Everyday language is such that we cannot see it at the same time, in its entirety, in its two aspects. If there (rightly) does not exist less of it, it is due to the fact that it is essentially a dialogue: it belongs to a couple, the speaking and the speaker, the author and the reader. The two relationships of language are displayed in their duplicity by this other duplicity, of the man who speaks and the man who listens: idea aspect, on one side, most often the speaking side, and word aspect, on the side of the spoken. “Author’s thought, reader’s words,” said Jean Paulhan: “author’s words, reader’s thought.”

But how these two functions of author and reader, of mouth and ear, are not assigned once for all, that each person is at the same time the two members of the couple, and writes sometimes as a reader and listens (more rarely) as if he were speaking — this confusion of tasks contributes to making habitual language into a language with only one side. One speaks but no one listens, one listens to what has not been spoken, or even no one speaks, no one listens: these situations are frequent.

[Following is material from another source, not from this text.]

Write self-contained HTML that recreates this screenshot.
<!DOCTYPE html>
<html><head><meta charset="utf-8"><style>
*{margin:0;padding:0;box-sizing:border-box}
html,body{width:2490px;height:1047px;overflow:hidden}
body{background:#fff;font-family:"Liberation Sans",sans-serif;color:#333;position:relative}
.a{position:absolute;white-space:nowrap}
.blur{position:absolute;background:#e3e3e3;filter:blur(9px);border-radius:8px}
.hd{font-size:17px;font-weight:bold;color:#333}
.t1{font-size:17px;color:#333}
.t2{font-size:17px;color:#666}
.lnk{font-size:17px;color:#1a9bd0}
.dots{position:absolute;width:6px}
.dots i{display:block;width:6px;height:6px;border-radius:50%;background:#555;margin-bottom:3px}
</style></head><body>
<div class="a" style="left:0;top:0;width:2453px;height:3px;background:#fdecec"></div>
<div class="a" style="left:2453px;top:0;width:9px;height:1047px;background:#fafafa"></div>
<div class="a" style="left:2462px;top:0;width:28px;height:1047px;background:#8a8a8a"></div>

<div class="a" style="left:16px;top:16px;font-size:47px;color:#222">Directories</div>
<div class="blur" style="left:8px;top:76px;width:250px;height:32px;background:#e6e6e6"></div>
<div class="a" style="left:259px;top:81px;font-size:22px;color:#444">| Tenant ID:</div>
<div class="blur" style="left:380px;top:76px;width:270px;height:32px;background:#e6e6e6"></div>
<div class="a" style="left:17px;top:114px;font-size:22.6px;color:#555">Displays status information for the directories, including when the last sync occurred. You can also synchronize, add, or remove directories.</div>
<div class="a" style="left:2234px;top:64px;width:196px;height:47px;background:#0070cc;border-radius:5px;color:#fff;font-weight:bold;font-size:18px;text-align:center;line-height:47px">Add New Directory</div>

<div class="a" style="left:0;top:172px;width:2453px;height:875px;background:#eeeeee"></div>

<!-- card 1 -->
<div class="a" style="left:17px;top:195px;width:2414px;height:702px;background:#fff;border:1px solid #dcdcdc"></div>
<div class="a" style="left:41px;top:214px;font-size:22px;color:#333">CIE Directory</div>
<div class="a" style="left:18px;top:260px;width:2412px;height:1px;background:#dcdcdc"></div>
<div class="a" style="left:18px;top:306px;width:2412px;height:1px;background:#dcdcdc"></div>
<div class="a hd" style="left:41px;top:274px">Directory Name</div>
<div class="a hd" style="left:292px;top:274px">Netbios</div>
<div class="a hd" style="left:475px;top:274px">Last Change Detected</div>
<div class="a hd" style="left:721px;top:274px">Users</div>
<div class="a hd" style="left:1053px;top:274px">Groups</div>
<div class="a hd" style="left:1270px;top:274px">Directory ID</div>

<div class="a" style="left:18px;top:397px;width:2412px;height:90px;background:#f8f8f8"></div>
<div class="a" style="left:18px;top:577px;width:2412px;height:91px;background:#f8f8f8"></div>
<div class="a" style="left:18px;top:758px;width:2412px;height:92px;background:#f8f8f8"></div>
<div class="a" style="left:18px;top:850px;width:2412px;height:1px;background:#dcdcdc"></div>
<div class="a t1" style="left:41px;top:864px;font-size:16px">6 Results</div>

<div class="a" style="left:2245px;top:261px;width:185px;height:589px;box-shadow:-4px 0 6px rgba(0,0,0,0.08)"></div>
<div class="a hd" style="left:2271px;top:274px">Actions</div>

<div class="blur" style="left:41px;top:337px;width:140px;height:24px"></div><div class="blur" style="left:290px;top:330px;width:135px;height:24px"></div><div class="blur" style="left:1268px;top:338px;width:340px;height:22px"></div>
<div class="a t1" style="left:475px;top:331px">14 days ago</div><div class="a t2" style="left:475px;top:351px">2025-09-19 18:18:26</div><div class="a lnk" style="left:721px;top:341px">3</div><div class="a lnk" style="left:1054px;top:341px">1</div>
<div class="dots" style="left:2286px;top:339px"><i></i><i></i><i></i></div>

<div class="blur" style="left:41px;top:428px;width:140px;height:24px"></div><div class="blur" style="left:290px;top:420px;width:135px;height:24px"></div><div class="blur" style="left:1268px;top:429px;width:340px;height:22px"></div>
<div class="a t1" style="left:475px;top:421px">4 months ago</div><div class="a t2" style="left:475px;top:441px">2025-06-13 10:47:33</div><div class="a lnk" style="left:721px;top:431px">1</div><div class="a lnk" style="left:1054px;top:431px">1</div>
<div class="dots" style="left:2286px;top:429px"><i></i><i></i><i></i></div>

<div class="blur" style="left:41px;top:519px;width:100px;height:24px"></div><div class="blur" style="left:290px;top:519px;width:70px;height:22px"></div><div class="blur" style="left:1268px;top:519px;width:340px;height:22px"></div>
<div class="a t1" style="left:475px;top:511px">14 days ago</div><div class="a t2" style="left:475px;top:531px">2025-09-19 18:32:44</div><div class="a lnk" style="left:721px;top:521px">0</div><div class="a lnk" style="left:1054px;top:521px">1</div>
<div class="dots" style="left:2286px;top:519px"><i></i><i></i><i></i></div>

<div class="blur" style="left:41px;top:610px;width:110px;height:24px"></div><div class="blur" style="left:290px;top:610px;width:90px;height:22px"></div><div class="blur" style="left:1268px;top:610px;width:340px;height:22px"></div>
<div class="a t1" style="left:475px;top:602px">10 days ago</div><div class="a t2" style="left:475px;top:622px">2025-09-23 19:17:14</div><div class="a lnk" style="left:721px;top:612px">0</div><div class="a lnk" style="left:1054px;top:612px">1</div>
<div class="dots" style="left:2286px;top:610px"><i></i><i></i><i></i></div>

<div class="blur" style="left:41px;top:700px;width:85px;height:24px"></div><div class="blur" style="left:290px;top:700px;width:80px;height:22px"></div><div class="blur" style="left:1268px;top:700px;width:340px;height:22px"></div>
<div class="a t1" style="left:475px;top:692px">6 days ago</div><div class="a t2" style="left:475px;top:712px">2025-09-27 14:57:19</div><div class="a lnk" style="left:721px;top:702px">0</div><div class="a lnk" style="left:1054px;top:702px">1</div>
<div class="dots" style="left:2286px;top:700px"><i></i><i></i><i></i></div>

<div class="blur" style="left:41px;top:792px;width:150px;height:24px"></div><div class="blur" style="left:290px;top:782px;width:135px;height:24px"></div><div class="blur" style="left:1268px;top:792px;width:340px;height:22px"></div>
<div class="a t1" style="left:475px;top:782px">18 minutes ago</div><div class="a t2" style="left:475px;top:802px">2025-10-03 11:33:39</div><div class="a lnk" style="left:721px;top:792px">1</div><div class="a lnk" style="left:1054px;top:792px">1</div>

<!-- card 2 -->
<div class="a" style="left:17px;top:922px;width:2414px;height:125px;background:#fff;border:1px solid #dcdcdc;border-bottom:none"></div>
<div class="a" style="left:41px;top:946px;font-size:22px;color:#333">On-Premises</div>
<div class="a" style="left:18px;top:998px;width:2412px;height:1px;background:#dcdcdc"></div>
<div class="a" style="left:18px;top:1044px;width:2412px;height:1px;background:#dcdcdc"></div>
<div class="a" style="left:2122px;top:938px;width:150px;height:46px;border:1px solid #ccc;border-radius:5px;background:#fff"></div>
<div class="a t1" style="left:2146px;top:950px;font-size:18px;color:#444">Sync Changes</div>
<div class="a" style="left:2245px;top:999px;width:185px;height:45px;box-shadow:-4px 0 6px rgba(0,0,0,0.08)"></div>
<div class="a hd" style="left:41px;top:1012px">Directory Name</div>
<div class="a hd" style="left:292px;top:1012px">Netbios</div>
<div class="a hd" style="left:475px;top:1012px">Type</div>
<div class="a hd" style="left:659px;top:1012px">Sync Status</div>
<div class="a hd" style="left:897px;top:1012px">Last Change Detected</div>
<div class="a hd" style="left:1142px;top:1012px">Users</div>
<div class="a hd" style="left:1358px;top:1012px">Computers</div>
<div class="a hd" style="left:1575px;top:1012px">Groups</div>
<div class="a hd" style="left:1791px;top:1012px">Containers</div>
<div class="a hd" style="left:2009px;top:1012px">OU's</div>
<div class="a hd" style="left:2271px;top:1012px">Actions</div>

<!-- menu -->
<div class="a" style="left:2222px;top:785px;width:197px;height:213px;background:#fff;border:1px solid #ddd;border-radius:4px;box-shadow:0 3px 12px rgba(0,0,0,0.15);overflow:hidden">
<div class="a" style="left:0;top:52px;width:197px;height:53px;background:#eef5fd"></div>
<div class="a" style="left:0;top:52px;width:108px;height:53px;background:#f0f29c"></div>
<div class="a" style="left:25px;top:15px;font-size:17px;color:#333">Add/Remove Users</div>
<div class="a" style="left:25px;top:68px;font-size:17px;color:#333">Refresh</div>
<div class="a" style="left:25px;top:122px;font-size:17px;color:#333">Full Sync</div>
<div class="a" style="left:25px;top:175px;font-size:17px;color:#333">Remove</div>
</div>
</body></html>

… There is a sense other than intelligible sense, there is a meaning that is not yet either clear or distinct, that is not expressly thought, but that is as it were, played or mimed or lived by every being capable of grasping and communicating a meaning. Yet it is exactly such a meaning that one first meets in speech, with which it is in such a close relationship that it finds in it its realization rather than its conceptual thought and to throw to folly, to mystery, all that is outside of the conceptual, is to give more to mystery than it asks, and scarcely to understand it.

… “Light and consciousness overwhelm me with as many mysteries … as night and dreams.” [Paul Eluard] And again (“Uninterrupted Poetry”):

Take form in the formless
Take an imprint in the blur
Take sense in the senseless

Is it not there appointed in poetry itself, the form of the mystery of poetry and of Literature, if, in whatever madness they claim, they always make reason out of their madness and, to the utmost, lead us in this transparent night where the dark is only inferred?